By using calculus[finding $$l_x=l_y=0$$ , I tried to obtain maximum length but the computation is not good.

Let $$f=l^2$$, then from $$\frac{\partial f}{\partial a} =0$$ we have $$a=\frac{3}{74}$$ and from $$\frac{\partial f}{\partial b} =0$$ we have $$b = \frac{255}{808}$$

Are there any other ways?

• You can solve this by the discrete least-square method. – Malkoun Feb 1 at 8:09

$$S$$ is a $$2$$-dimensional subspace $$W$$ of $$\mathbb{R}^4$$. Let us say you found a basis $$w_1$$ and $$w_2$$ of $$W$$ (not necessarily orthonormal).

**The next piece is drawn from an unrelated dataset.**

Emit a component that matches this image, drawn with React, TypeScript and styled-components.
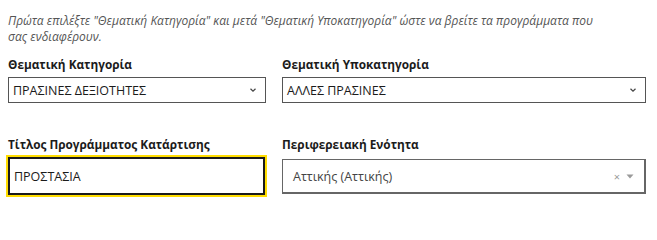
import styled, { createGlobalStyle } from 'styled-components'

const GlobalStyle = createGlobalStyle`
  body {
    margin: 0;
    background: #ffffff;
    font-family: 'Open Sans', 'Noto Sans', sans-serif;
    color: #1b1b1b;
  }
`

const Page = styled.div`
  padding: 8px 11px 0 8px;
`

const Hint = styled.p`
  margin: 5px 0 0;
  max-width: 590px;
  font-size: 12px;
  line-height: 16px;
  font-style: italic;
  color: #555555;
`

const Grid = styled.div`
  display: grid;
  grid-template-columns: 258px 1fr;
  column-gap: 16px;
  row-gap: 33px;
  margin-top: 11px;
`

const Field = styled.div`
  display: flex;
  flex-direction: column;
`

const Label = styled.label`
  font-size: 11.8px;
  font-weight: 700;
  line-height: 16px;
  margin-bottom: 5px;
  color: #1b1b1b;
`

const SelectBox = styled.div`
  height: 26px;
  border: 1px solid #555555;
  display: flex;
  align-items: center;
  justify-content: space-between;
  padding: 0 8px 0 4px;
  font-size: 12.5px;
  color: #1b1b1b;
  box-sizing: border-box;
`

const Chevron = styled.span`
  display: flex;
  color: #333;
`

const InputFrame = styled.div`
  border: 2px solid #ffdd00;
  margin: -2px 0 0 -2px;
  width: calc(100% + 3px);
  box-sizing: border-box;
`

const TextInput = styled.div`
  height: 38px;
  border: 2px solid #1b1b1b;
  display: flex;
  align-items: center;
  padding-left: 4px;
  font-size: 12.5px;
  box-sizing: border-box;
`

const ComboBox = styled.div`
  height: 35px;
  margin-top: 2px;
  border: 1px solid #666666;
  border-right-width: 2px;
  border-bottom-width: 2px;
  display: flex;
  align-items: center;
  padding: 0 10px 0 10px;
  box-sizing: border-box;
`

const ComboValue = styled.span`
  flex: 1;
  font-size: 12.5px;
  color: #444444;
`

const ComboIcons = styled.span`
  display: flex;
  align-items: center;
  gap: 6px;
  color: #999999;
  font-size: 11px;
`

const ChevronIcon = () => (
  <svg width="8" height="6" viewBox="0 0 8 6">
    <path d="M1.5 1.8 L4 4.2 L6.5 1.8" fill="none" stroke="#444" strokeWidth="1.2" />
  </svg>
)

const Caret = () => (
  <svg width="8" height="5" viewBox="0 0 8 5">
    <path d="M0.5 0.5 L7.5 0.5 L4 4.5 Z" fill="#9a9a9a" />
  </svg>
)

function App() {
  return (
    <Page>
      <GlobalStyle />
      <Hint>
        Πρώτα επιλέξτε "Θεματική Κατηγορία" και μετά "Θεματική Υποκατηγορία" ώστε να βρείτε τα
        προγράμματα που σας ενδιαφέρουν.
      </Hint>
      <Grid>
        <Field>
          <Label>Θεματική Κατηγορία</Label>
          <SelectBox>
            ΠΡΑΣΙΝΕΣ ΔΕΞΙΟΤΗΤΕΣ
            <Chevron>
              <ChevronIcon />
            </Chevron>
          </SelectBox>
        </Field>
        <Field>
          <Label>Θεματική Υποκατηγορία</Label>
          <SelectBox>
            ΑΛΛΕΣ ΠΡΑΣΙΝΕΣ
            <Chevron>
              <ChevronIcon />
            </Chevron>
          </SelectBox>
        </Field>
        <Field>
          <Label>Τίτλος Προγράμματος Κατάρτισης</Label>
          <InputFrame>
            <TextInput>ΠΡΟΣΤΑΣΙΑ</TextInput>
          </InputFrame>
        </Field>
        <Field>
          <Label>Περιφερειακή Ενότητα</Label>
          <ComboBox>
            <ComboValue>Αττικής (Αττικής)</ComboValue>
            <ComboIcons>
              <span>×</span>
              <Caret />
            </ComboIcons>
          </ComboBox>
        </Field>
      </Grid>
    </Page>
  )
}

export default App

Let $$A = (w_1 w_2)$$ be the $$4$$ by $$2$$ matrix containing $$w_1$$ its first column and $$w_2$$ as its second. Let $$\mathbf{x} = (x_1,x_2)^T$$ denote the relevant unknown coefficients. Let $$\mathbf{b} = (1,2,2,1)^T$$.

The problem is equivalent to solving $$A\mathbf{x} = \mathbf{b}$$ in the least square sense. In other words, you want to find $$\mathbf{x}$$ such that

$$E(\mathbf{x}) = \|A\mathbf{x} - \mathbf{b}\|^2$$

is minimized. This is equivalent to solving

$$A^T A \mathbf{x} = A^T \mathbf{b},$$

which is a (non-singular) linear system of two equations and two unknowns. In order to convince you that this is true, an arbitrary point of $$W$$ is of the form $$A\mathbf{x}$$ for some $$\mathbf{x}$$. Geometrically, if $$\mathbf{x} = \mathbf{\hat{x}}$$ is the point at which the distance (or distance squared) is minimized, then it is clear geometrically that $$\mathbf{b} - A\mathbf{\hat{x}}$$ must be orthogonal to $$W$$, which is equivalent to requiring that it must be orthogonal to $$w_1$$ and $$w_2$$. In other words, we must have

$$A^T(\mathbf{b} - A \mathbf{\hat{x}}) = \mathbf{0},$$

which is equivalent to

$$A^T A \mathbf{\hat{x}} = A^T \mathbf{b}.$$

Edit $$1$$: taking

$$A = \left( \begin{array}{cc} 1 & 1 \\ -3 & 5 \\ 0 & 8 \\ 8 & 0 \end{array} \right)$$

we get

$$A^T A \mathbf{x} = A^T \mathbf{b}$$

which is equivalent to

$$\left( \begin{array}{cc} 74 & -14 \\ -14 & 90 \end{array} \right) \left( \begin{array}{c} x_1 \\ x_2 \end{array} \right) = \left( \begin{array}{c} 3 \\ 27 \end{array} \right)$$

whose solution is

$$\left( \begin{array}{c} x_1 \\ x_2 \end{array} \right) = \left( \begin{array}{c} \frac{81}{202} \\ \frac{255}{202} \end{array} \right).$$

So the point on $$W$$ closest to $$\mathbf{b}$$ is thus

$$\frac{81}{202} w_1 + \frac{255}{202} w_2,$$

where $$w_1$$ and $$w_2$$ are the first and second columns of $$A$$.